In his four years in Reno, he didn't have a winning season, he didn't get to a bowl game, and he didn't beat rival UNLV.

As an assistant at Washington, Tormey recruited Napoleon Kaufman, Mark Brunell, Donald Jones and Ed Cunningham. He was recruiting better athletes each year to Nevada, and would have had his best team next season.

But none of that mattered to Chris Ault, the athletic director. The week after beating Washington and Tulsa back to back, the Wolf Pack drew 22,000 for a home game against Louisiana Tech. Attendance was even lower for home games after that.

Tormey's teams hadn't excited the community. When Nevada was battered by Boise State 56-3 in the season's final game, Tormey was gone.

Ault believes Nevada should be challenging for the WAC title. The problem is that Boise State, Fresno State and Hawaii all have better programs, and that isn't likely to change, no matter who Ault hires.

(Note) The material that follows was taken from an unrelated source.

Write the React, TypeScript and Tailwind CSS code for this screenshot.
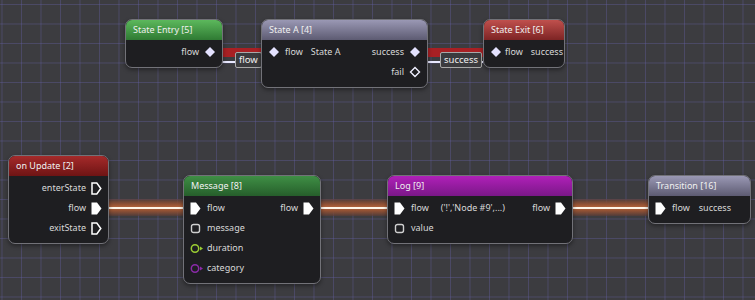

In fact, the emergence of Boise State as a program that could compete at the Pac-10 level has left others in the WAC wondering what to do, just as Oklahoma's return to prominence has done to teams in the Big 12.

In firing Solich, Steve Pederson, the Nebraska athletic director, said, "I refuse to let the program gravitate into mediocrity. We won't surrender the Big 12 to Oklahoma and Texas."

Oklahoma has won 48 of its past 52 games, setting a standard that measures Nebraska's 9-3 season as mediocre.

Pederson called Nebraska "the best job in the country."

But is it?

And what if, in the bid to modernize Cornhuskers football with a space-age passing attack, Nebraska loses what it has had — bulldozing offensive lines and quarterbacks who run like the wind? What if Nebraska is no longer special, just someone else trying to do what Texas or USC or Florida does better?

Nebraska isn't entitled to win a national championship every other year, as it once did. Nor is Nevada expected to compete with Fresno State and Boise State.

Expectations can be as daunting at Nevada as they are at Washington. Or Nebraska.

Someone actually asked me if Washington State's Bill Doba was in trouble after his team lost to Washington.

Change in college football means news conferences to fire and hire a coach, it means renewed excitement for spring football, perhaps even a few ticket sales — but for every Pete Carroll to turn around a program, there are three times as many Bob Davies or Paul Hacketts or Tom Holmoes.

A guy of top-notch character, Solich coached in a national-title game during his six seasons at Nebraska. It took his predecessor, the legendary Tom Osborne, 21 seasons before he did as much.

But those were different times.

"You know," said Tormey after he'd been let go, "I never had time to think about the win over Washington. As a coach, the next game is always the most important event in your life.

"Maybe I'll think about it after I get another job."